Most people know that since December 2007 I completely lost my hearing thus making me 100% deaf. Before that I had hearing devices, I never had 100% good hearing.
I managed becoming deaf pretty good, I always thought when that day would come that I would be crushed. But now almost two years later I realize how much of a burden this is. In Holland people are more used to others being different so I have no problem with telling strangers that I’m deaf and to please articulate or to write something down if I can’t lip read it.
Currently I’m back home on Aruba for the first time since becoming deaf, I have been dreading this because this is a small island and generally people aren’t used to others who are different. Not to say that everybody is like this, there are people who are real great about it, they’ll take in account that I have to lip read.
But I have been refraining from speaking to strangers to avoid uncomfortable situations. The thing about Aruba is there are always large social gatherings and that’s when I get isolated most of the time. It really frustrates me, I have been frustrated a lot here this past two weeks than I’m normally am.
I am not one that complains or talk about how hard it is being deaf, because lets face none of us like people who complain. But this makes people assume that I have no problems at all being deaf, while in reality everyday it’s a struggle.

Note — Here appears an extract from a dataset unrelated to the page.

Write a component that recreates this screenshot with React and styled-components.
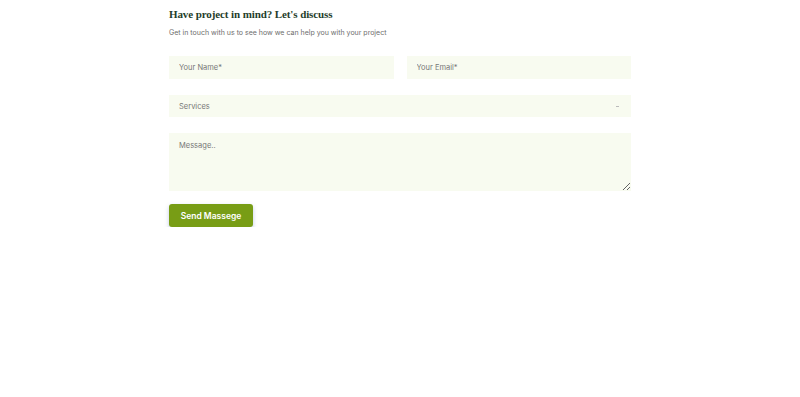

Now that I’m home I want lots of alone time with my mom, because we can’t speak on the phone anymore. And MSN is great but in the end it’s not as personal and easy as speaking to each other. And I feel the same about other family/friends I’m real close to. But try telling that you’ll be considered rude to ask for that.
And one thing that happens everywhere, people assume that being deaf equals being stupid. For the I leave this quote by Meryl:
If I don’t understand what is said, it’s not out of stupidity… rather out of the fact, I’m not a perfect lip-reader.
Sometimes I feel I have to walk around with all my education diploma to show people that yes I am intelligent and look I did that all without special assistant. People forget I put myself through my whole study career without special help for being hard hearing.
P.S. To the cinemas owner of Aruba; what about providing subtitles for the movies? I really want to see “Julie and Julia” and “The Ugly Truth” but I guess I’ll have to do that back in Holland.